Russell Crowe is astonishing as the mild-mannered, socially handicapped genius. He metamorphoses into a Gladiator of the mind, fighting demons of insanity. The film deals with complex mathematical theories to just the right extent, keeping it understandable to laymen. It shows what true love is all about – not passion and romance, but hard work and commitment. It touched me very deeply, without insulting my intelligence, and without offending me by trying to manipulate my emotions.

Thoughts about insanity and genius lingered afterwards. In his Nobel auto-biography, Nash reveals that his recovery is not entirely a matter of joy. “One aspect of this is that rationality of thought imposes a limit on a person’s concept of his relation to the cosmos”, he says. I wonder if apart from his groundbreaking work in mathematics, this revelation will turn out to be his most significant lesson for mankind.

BabelRunner Up

Babel

The germ of four different interlocking stories causing chaos reminded me of the butterfly effect in chaos theory. Despite big-ticket stars like Pitt and Blanchett, they are not given any preferential treatment, as required by the plot. This integrity is rare in Hollywood. Superb cinematography, strong character development, and deeply thought-provoking. We can easily identify with all the characters, none of whom are villains, and do not intentionally act wrongly, yet the situation spirals out of control. It is also an intriguing look at how cultural barriers have unintended consequences.

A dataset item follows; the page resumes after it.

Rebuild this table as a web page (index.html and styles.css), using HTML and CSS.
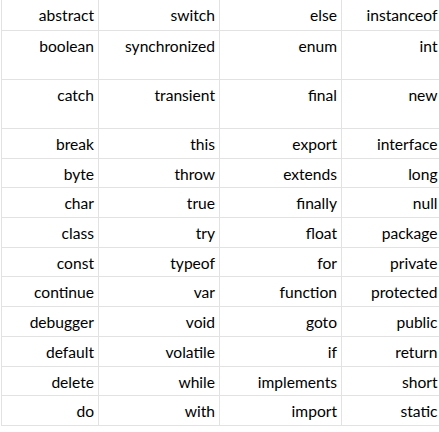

Such a powerful film shot in different locations of the world with numerous actors cannot be weaved into a compelling yet easy to grasp drama without supreme editorial work. In retrospect, I was mesmerized by how the director and editor managed to weave this thrilling complex drama and piece together disparate clips into an integrated whole.

Noteworthy Mentions

Bandit Queen – a film I saw once and do not wish to see again. A film that made me feel ashamed of being an Indian, with its caste system and patriarchal society. A film with that scene of repeated sounds of a door creaking – a sound I do not wish to hear again.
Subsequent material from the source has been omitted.